■ Available data
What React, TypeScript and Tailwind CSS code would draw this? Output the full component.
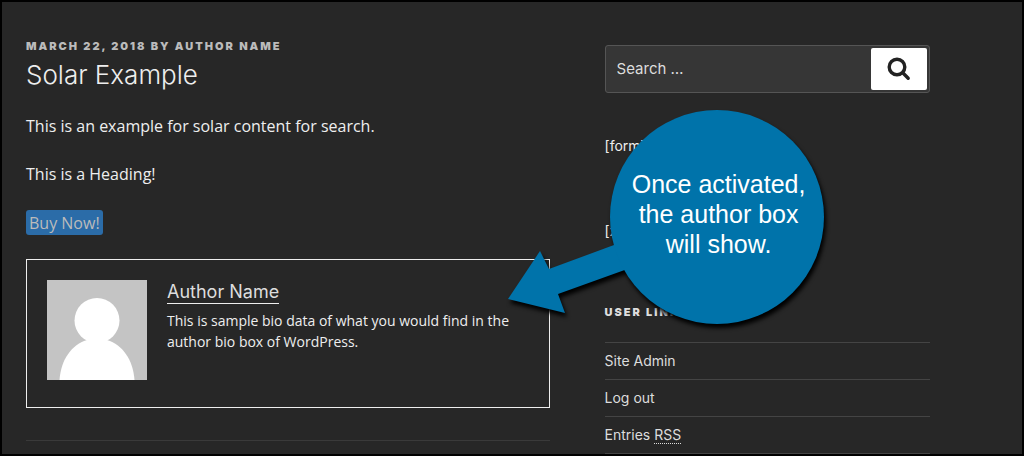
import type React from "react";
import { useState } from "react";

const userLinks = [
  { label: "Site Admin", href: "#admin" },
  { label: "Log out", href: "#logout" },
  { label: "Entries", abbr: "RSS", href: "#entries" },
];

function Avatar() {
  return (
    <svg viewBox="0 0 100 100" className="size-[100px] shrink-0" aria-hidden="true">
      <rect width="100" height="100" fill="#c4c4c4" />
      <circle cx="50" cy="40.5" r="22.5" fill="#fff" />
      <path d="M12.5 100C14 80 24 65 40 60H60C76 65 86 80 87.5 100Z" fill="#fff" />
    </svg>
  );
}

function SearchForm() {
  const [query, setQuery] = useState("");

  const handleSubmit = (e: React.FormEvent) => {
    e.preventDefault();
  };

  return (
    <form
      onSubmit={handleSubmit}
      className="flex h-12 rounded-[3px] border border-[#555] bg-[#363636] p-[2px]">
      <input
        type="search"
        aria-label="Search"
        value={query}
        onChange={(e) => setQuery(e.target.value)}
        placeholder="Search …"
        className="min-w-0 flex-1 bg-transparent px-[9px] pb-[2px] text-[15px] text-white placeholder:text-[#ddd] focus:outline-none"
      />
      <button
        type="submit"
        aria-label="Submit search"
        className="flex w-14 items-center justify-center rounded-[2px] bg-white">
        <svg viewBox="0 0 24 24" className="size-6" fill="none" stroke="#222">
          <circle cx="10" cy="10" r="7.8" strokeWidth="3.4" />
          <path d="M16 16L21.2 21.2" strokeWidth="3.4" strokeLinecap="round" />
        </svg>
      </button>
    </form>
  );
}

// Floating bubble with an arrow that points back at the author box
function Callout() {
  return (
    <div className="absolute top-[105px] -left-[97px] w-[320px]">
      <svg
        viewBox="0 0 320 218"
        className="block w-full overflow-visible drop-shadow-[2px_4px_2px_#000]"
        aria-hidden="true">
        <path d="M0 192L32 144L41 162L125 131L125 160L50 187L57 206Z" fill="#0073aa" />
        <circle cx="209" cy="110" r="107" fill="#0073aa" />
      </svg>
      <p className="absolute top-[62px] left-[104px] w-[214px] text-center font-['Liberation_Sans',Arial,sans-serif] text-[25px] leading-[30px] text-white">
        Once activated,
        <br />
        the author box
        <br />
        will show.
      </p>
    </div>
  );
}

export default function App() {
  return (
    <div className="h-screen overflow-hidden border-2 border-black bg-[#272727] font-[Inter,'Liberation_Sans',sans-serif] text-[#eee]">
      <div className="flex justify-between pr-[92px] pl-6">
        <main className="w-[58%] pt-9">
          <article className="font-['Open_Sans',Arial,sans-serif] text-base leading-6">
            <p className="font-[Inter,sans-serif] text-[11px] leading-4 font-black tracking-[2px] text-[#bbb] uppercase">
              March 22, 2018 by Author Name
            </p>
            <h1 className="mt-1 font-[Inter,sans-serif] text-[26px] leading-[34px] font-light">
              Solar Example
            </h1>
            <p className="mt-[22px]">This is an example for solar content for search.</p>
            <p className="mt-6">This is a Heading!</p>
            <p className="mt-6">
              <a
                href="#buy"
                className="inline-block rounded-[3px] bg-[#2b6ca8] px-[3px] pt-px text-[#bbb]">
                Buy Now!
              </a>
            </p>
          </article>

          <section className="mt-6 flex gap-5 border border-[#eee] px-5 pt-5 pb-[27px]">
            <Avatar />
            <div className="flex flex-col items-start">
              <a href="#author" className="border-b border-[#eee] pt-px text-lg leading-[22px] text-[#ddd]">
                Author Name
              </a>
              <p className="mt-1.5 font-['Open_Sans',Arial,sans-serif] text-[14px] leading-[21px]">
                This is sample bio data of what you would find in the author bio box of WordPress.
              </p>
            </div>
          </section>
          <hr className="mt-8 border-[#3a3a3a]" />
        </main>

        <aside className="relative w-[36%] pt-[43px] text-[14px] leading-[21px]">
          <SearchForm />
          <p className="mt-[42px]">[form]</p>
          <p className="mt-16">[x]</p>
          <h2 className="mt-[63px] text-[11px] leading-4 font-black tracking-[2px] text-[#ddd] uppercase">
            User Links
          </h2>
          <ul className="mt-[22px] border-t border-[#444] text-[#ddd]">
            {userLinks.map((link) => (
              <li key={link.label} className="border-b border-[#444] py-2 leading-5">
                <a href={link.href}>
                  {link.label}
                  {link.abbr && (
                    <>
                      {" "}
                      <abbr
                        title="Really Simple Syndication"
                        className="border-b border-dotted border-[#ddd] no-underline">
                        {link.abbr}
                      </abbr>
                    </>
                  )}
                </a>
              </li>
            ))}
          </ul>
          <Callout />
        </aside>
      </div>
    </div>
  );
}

* * *

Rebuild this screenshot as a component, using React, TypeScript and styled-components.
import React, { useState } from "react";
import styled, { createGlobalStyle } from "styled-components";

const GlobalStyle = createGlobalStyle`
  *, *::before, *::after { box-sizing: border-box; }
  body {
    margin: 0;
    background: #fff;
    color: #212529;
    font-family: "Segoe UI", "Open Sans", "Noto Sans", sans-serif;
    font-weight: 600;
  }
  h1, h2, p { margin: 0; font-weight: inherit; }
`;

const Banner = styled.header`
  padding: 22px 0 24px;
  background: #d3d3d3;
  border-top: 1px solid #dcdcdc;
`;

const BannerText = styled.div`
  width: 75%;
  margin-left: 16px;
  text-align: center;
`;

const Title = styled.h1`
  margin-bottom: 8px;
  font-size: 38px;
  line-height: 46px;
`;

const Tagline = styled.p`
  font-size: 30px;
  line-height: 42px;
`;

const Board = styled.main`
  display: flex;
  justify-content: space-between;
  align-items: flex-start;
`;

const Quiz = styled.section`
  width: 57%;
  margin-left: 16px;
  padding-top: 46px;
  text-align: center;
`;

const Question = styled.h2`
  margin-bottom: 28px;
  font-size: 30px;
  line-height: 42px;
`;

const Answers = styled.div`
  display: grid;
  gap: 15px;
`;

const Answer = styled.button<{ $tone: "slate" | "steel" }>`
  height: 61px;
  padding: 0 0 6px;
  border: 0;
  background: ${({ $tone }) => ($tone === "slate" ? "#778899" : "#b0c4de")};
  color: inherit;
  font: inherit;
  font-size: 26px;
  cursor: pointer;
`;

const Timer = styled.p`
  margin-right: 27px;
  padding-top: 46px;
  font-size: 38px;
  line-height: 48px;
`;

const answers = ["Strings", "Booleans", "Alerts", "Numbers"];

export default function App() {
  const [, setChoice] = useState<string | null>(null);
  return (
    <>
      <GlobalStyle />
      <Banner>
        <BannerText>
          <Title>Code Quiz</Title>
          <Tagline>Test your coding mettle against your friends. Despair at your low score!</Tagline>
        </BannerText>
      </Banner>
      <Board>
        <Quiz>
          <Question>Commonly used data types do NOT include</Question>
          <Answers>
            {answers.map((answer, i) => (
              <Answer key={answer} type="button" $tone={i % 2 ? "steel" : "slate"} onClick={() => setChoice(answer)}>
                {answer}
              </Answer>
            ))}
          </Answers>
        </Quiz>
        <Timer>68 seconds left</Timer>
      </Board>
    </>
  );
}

■ To be done
Take every line from the records above that has the word "styled" and copy it.

■ Written response
Rebuild this screenshot as a component, using React, TypeScript and styled-components.
import styled, { createGlobalStyle } from "styled-components";
const Banner = styled.header`
const BannerText = styled.div`
const Title = styled.h1`
const Tagline = styled.p`
const Board = styled.main`
const Quiz = styled.section`
const Question = styled.h2`
const Answers = styled.div`
const Answer = styled.button<{ $tone: "slate" | "steel" }>`
const Timer = styled.p`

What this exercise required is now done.